Posted: Thu Nov 03, 2011 8:36 am
by mclaugh
tuben wrote: 5 - This is my final shot across the bow of the tubenet. I've been a member of this site since the mid-1990's. The site no longer holds my attention like it once did when there were interesting topics. Good luck to you all, go practice.
Bye-bye.

You won't be missed.

Re: Louisville Orchestra future hiring

Posted: Thu Nov 03, 2011 9:09 am
by Ben
I agree with all 5 points. As to why your previous post was deleted... I saw nothing inflammatory or political...

Re: Louisville Orchestra future hiring

Posted: Thu Nov 03, 2011 10:15 am
by Rick Denney
Hey, Robert, don't take it personally. It's almost impossible for this topic to avoid emotion and diatribe, as witnessed by the combatants on both sides in Louisville.

Around 1990, the San Antonio Symphony was in a similar situation. The musicians went on strike, and then came back but without anyone really solving the underlying problems. Then, the symphony board cancelled the regular season. Different people, driven by many of the musicians, created an alternative organization called Orchestra San Antonio to keep the music going. They hired many of the local symphony musicians plus others as needed to put on programs that year, mostly as a means of keeping the musicians around.

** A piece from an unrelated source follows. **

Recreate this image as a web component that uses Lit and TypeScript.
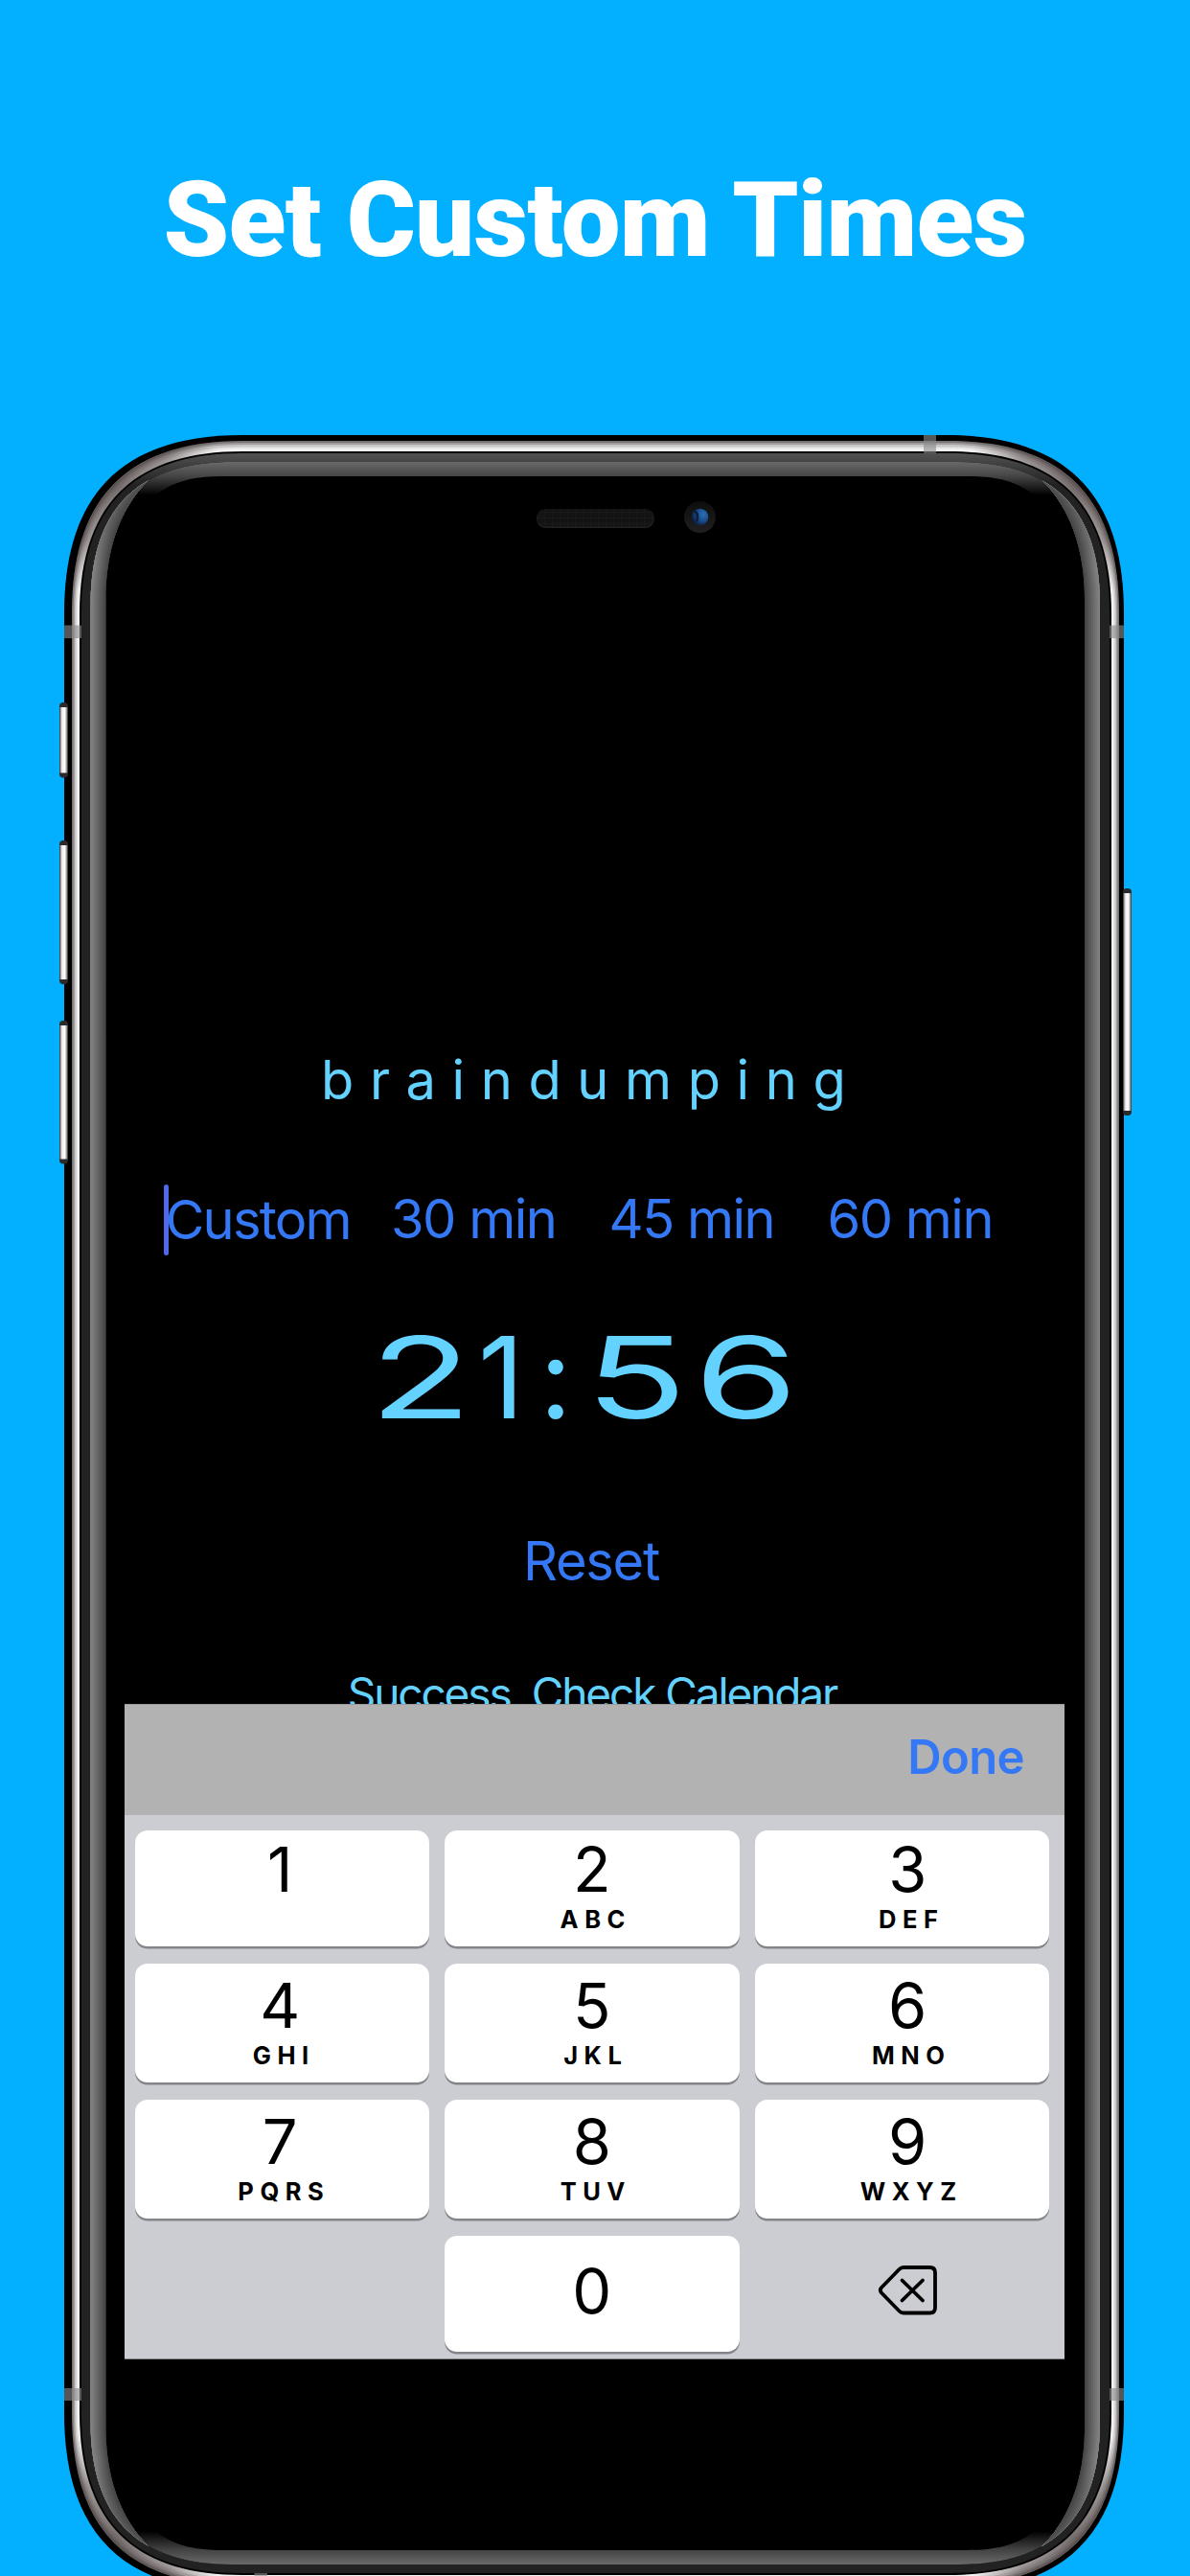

This provided a couple of key outcomes. One is that the SA Symphony got a cost breather, without the musicians being completely out of work. The musicians who were able to do so worked for OSA for nearly nothing, while others were paid by the service only. OSA was funded from ticket sales and donations. It was definitely a shoe-string operation, but it also helped keep the focus on the situation at hand. I think it was about halfway into the season when the SA Symphony resolved their contract with the union and they resumed their season. OSA ceased to exist, and the musicians went back to work.

Those who worked for OSA might be considered scabs by some reckoning, but in reality it was a demonstration by the musicians that they were even more committed to a symphony in San Antonio than the SA Symphony board. The musicians built the support for the alternative orchestra idea and made it work long enough to fill the gap.

I know the guy who played tuba in OSA, and when the SA Symphony restarted, Karl Hovey subbed the remainder of the season (Mike Sanders was on sabbatical and playing in Utah for that season).

Symphonies have to have enough gozintas to pay for the gozoutas. Sometimes, priorities about which gozoutas are really important become wacky, but if the gozintas dry up, creativity is required. Orchestras made deals when their situations were different, and so did musicians. Neither may have enough control over the situation to cover those deals when times turn sour. Boards are often populated by lawyers, however, and they see everything in adversarial terms. Musicians are negotiating over grocery money, and for them the discussion there includes more than a little desperation. Both undermine creativity.

What I see now is a management determined to replace the musicians and musicians determined to prevent management from being able to hire anybody to do so. No creativity there, but potentially quite a bit of scorched earth.